The pilot study found that in all countries the rate of deaths 30 days after surgery were lower after oesophagectomy (4.6%) than after gastrectomy (6.7%), but variation between countries was considerable.
For instance, Sweden had the lowest death rate after oesophagectomy (1.9%) and England the highest (5.8%). After gastrectomy, the rate of deaths after 30 days was significantly higher in The Netherlands (6.9%) than in Sweden (3.5%) and Denmark (4.3%).
When the researchers looked at the volume of surgical operations carried out by hospitals in each country, they found that hospitals with the highest volumes (over 30 procedures a year) tended to have lower rates of deaths after 30 days, but, again, there was considerable variation between countries. In Denmark 65.6% of oesophagectomies were performed in hospitals carrying out over 30 procedures a year, while in Sweden a similar proportion (63.6%) were performed in hospitals carrying out less than 11 procedures a year. Yet Sweden had the lowest death rates after oesophagectomy.
Dr Dikken said: “When we pooled all the data from all countries for analysis, we found a strong relation between increasing hospital volume and decreasing postoperative mortality. Performing oesophagectomies and gastrectomies in very low annual volumes is associated with poor outcomes. However, what we also found is that hospital volume is not the only explanation for differences in mortality. Sweden is investigating why they do so well in spite of not having centralised their surgery, although currently they are centralising.”
What these results show, he stated, is that the number of procedures carried out every year is not the only important factor in whether or not a patient survives after surgery. EURECCA Upper GI should show what else makes a difference.
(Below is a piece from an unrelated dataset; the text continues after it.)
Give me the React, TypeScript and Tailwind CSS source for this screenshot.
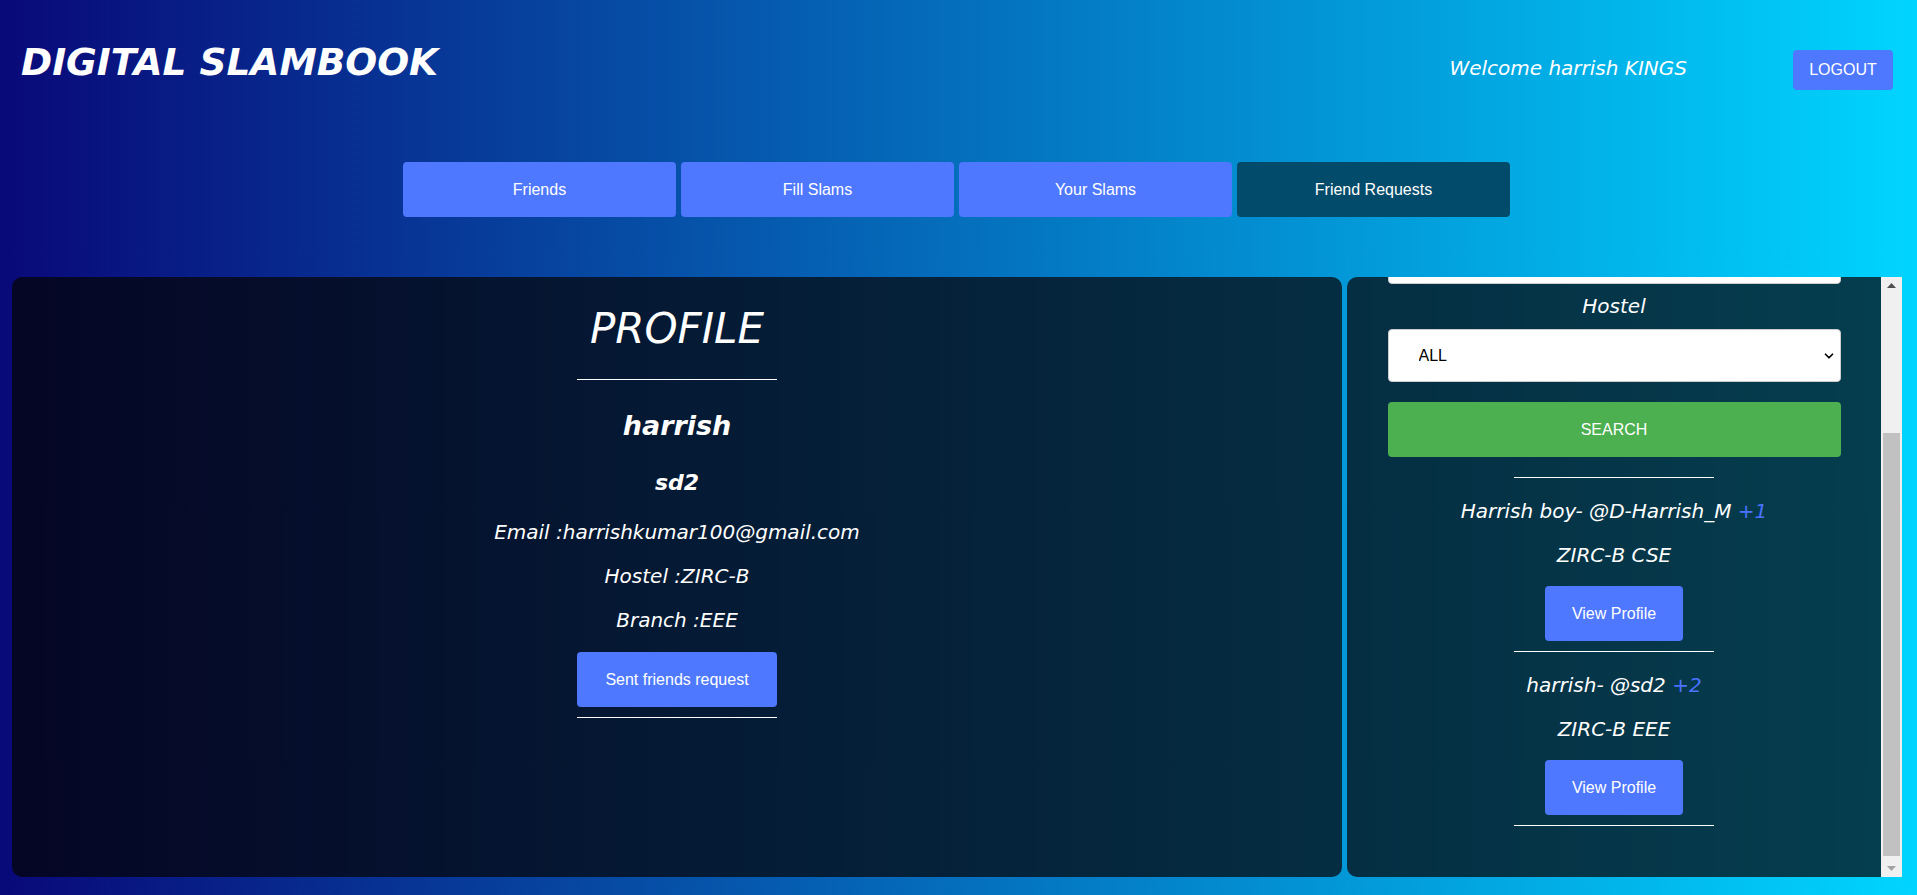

“We know that hospital volume is important, but acts as a proxy for good perioperative care, including good diagnostics (patient selection), pre-operative discussion of each patient in a multidisciplinary team, adequate perioperative care in the surgical department and in the intensive care unit with adequate numbers of experienced doctors and nurses, and an infrastructure able to adequately deal with complications. Therefore, the goal of the EURECCA project is to improve patients’ outcomes throughout Europe by comparing and analysing care between countries and hospitals in order to discover what are the key factors that make a difference.”
President of the European CanCer Organisation (ECCO), Professor Cornelis van de Velde, commented: “Initiated by the European Society of Surgical Oncology, the European Registration of Cancer Care (EURECCA) is now an international, multidisciplinary project that aims to analyse and improve the quality of care of cancer patients in Europe. It is auditing care in colorectal, upper GI, breast, liver, pancreas, gall bladder and bile duct cancers. So far, guidelines for truly multidisciplinary management of colorectal cancer have been developed. EURECCA Upper GI will help us do the same for oesophageal and gastric cancers. The belief that every cancer patient in Europe deserves the best treatment is a core value of ECCO; EURECCA is the tool to achieve this.”
Professor Roberto Labianca, Director of the Department of Oncology and Haematology, Ospedale Giovanni XXIII, (Bergamo, Italy), commented on behalf of the European Society for Medical Oncology (ESMO): “As this survey indicates that hospital volume is important, but that it does not fully explain cancer outcome in different countries, the results of the EURECCA international project (with more countries, more diseases and a sound prospective methodology) are eagerly awaited. In order to give the patients the best treatment and to obtain the optimal results in an uniform way it is essential to explore the differences among countries and to operate to correct them: this is the mission of ESMO.”